If Venus (comfort, harmony, relationships) looks strong in your D-1 but sits heavily pressured in D-40, you might recognize the pattern: "I can create beauty and connection, but I keep learning hard lessons around trust, timing, or hidden complications."

Common mistakes

  • Mistake: Reading D-40 without accurate birth time.
  • Reality: When you're dividing signs into 40 tiny slices, even a few minutes of birth time error can shift placements significantly. If your birth time is uncertain, treat D-40 insights with extra caution.

Closing Section

Quick check

  • If Khavedamsa divides each sign into 40 parts, how many degrees and minutes is each part? (Answer: 0°45')
  • When should you use D-40: as your main chart, or as a supporting chart for subtle good/difficult results? (Answer: As a supporting chart)

Try this today

Pull up your D-40 chart (look for "Khavedamsa" or "D-40" in your software).
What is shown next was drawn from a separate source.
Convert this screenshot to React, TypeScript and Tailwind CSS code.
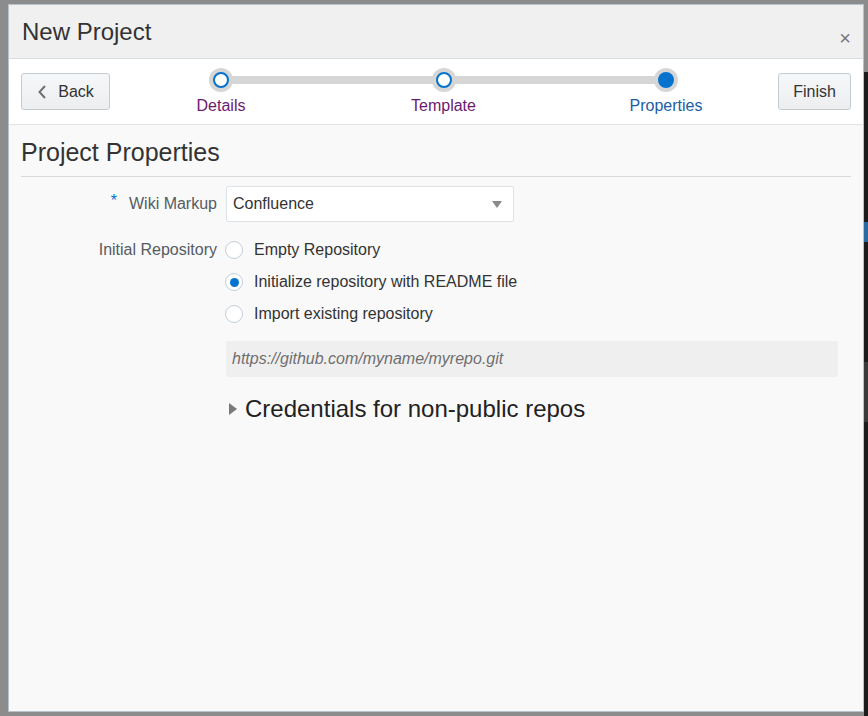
import React from "react";

function Step({ label, state }: { label: string; state: "visited" | "current" }) {
  return (
    <div className="relative z-10 flex w-[100px] flex-col items-center">
      <div className="flex h-[24px] w-[24px] items-center justify-center rounded-full bg-[#d6d6d6]">
        {state === "current" ? (
          <div className="h-[16px] w-[16px] rounded-full bg-[#0572ce]" />
        ) : (
          <div className="h-[16px] w-[16px] rounded-full border-2 border-[#0572ce] bg-white" />
        )}
      </div>
      <div
        className={
          state === "current"
            ? "mt-[4px] text-[16px] leading-[20px] text-[#1b5ea6]"
            : "mt-[4px] text-[16px] leading-[20px] text-[#6b1a70]"
        }
      >
        {label}
      </div>
    </div>
  );
}

function Radio({ checked, label }: { checked?: boolean; label: string }) {
  return (
    <div className="flex h-[32px] items-center">
      <div className="flex h-[18px] w-[18px] items-center justify-center rounded-full border border-[#c4ced7] bg-white">
        {checked && <div className="h-[9px] w-[9px] rounded-full bg-[#0572ce]" />}
      </div>
      <span className="ml-[11px] text-[16px] text-[#333333]">{label}</span>
    </div>
  );
}

export default function App() {
  return (
    <div className="flex h-[716px] w-[868px] bg-[#8c8c8c] pt-[4px] pb-[4px] pl-[8px] font-['Liberation_Sans',Arial,sans-serif]">
      <div className="flex h-[708px] w-[856px] flex-col border border-[#b8c2ca] bg-[#f9f9f9]">
        {/* Header */}
        <div className="flex h-[54px] shrink-0 items-center justify-between border-b border-[#d6dfe6] bg-[#f0f0f0] pl-[13px] pr-[12px]">
          <div className="text-[24px] leading-[28px] text-[#333333]">New Project</div>
          <div className="mt-[12px] text-[20px] leading-[20px] text-[#777777]">×</div>
        </div>
        {/* Train */}
        <div className="flex h-[66px] shrink-0 items-center border-b border-[#e3e3e3] bg-white px-[12px]">
          <button className="flex h-[37px] w-[89px] items-center justify-center rounded-[3px] border border-[#c4ccd3] bg-gradient-to-b from-[#f6f7f8] to-[#eceef0] text-[16px] text-[#333333]">
            <svg width="10" height="16" viewBox="0 0 10 16" className="mr-[11px]">
              <path d="M8 2 L2.5 8 L8 14" fill="none" stroke="#707070" strokeWidth="2" />
            </svg>
            Back
          </button>
          <div className="relative ml-[61px] flex w-[545px] justify-between self-start pt-[9px]">
            <div className="absolute left-[50px] right-[50px] top-[17px] h-[8px] bg-[#d6d6d6]" />
            <Step label="Details" state="visited" />
            <Step label="Template" state="visited" />
            <Step label="Properties" state="current" />
          </div>
          <div className="flex-1" />
          <button className="h-[37px] w-[73px] rounded-[3px] border border-[#c4ccd3] bg-gradient-to-b from-[#f6f7f8] to-[#eceef0] text-[16px] text-[#333333]">
            Finish
          </button>
        </div>
        {/* Content */}
        <div className="flex flex-col px-[12px]">
          <div className="border-b border-[#d9d9d9] pt-[12px] pb-[9px] text-[25px] leading-[30px] text-[#333333]">
            Project Properties
          </div>
          <div className="mt-[9px] flex items-center">
            <div className="flex w-[196px] items-center justify-end">
              <span className="mr-[12px] -mt-[6px] text-[16px] text-[#0572ce]">*</span>
              <span className="text-[16px] text-[#555c63]">Wiki Markup</span>
            </div>
            <div className="ml-[9px] flex h-[36px] w-[288px] items-center justify-between rounded-[2px] border border-[#dfe4e8] bg-white pl-[6px] pr-[11px]">
              <span className="text-[16px] text-[#333333]">Confluence</span>
              <svg width="10" height="7" viewBox="0 0 10 7">
                <path d="M0 0 L10 0 L5 7 Z" fill="#8a8a8a" />
              </svg>
            </div>
          </div>
          <div className="mt-[12px] flex">
            <div className="flex h-[32px] w-[196px] items-center justify-end">
              <span className="text-[16px] text-[#555c63]">Initial Repository</span>
            </div>
            <div className="ml-[8px] flex flex-1 flex-col pr-[13px]">
              <Radio label="Empty Repository" />
              <Radio checked label="Initialize repository with README file" />
              <Radio label="Import existing repository" />
              <div className="mt-[11px] ml-[1px] flex h-[36px] items-center rounded-[2px] bg-[#efeff0] pl-[6px]">
                <span className="text-[16px] italic text-[#6f6f6f]">https://github.com/myname/myrepo.git</span>
              </div>
              <div className="mt-[19px] ml-[4px] flex items-center">
                <svg width="8" height="12" viewBox="0 0 8 12">
                  <path d="M0 0 L8 6 L0 12 Z" fill="#7a7a7a" />
                </svg>
                <span className="ml-[8px] text-[24px] leading-[26px] text-[#222222]">Credentials for non-public repos</span>
              </div>
            </div>
          </div>
        </div>
      </div>
      <div className="flex h-[716px] w-[4px] -mt-[4px] flex-col bg-[#1c1c1c]">
        <div className="h-[72px] bg-[#8c8c8c]" />
        <div className="mt-[150px] h-[20px] bg-[#2a6aa0]" />
        <div className="mt-[120px] h-[60px] bg-[#3a3a3a]" />
      </div>
    </div>
  );
}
Pick one planet you already understand—the Moon is a good choice. Write one sentence: "In my D-40, my Moon sits in [this sign/house], which suggests my emotional life may have an underlying tone of [support/pressure/mixed conditions]." Keep it simple. Then compare what you wrote with what your main chart says about your Moon. Notice any differences?

  • Varga (Divisional chart): The family of charts created by dividing signs for deeper detail.
  • Navamsha (D-9): The most commonly used divisional chart, often checked for overall strength and relationship themes.
  • Trimshamsha (D-30): A divisional chart traditionally linked with misfortunes and difficult patterns—often studied alongside D-40 for contrast.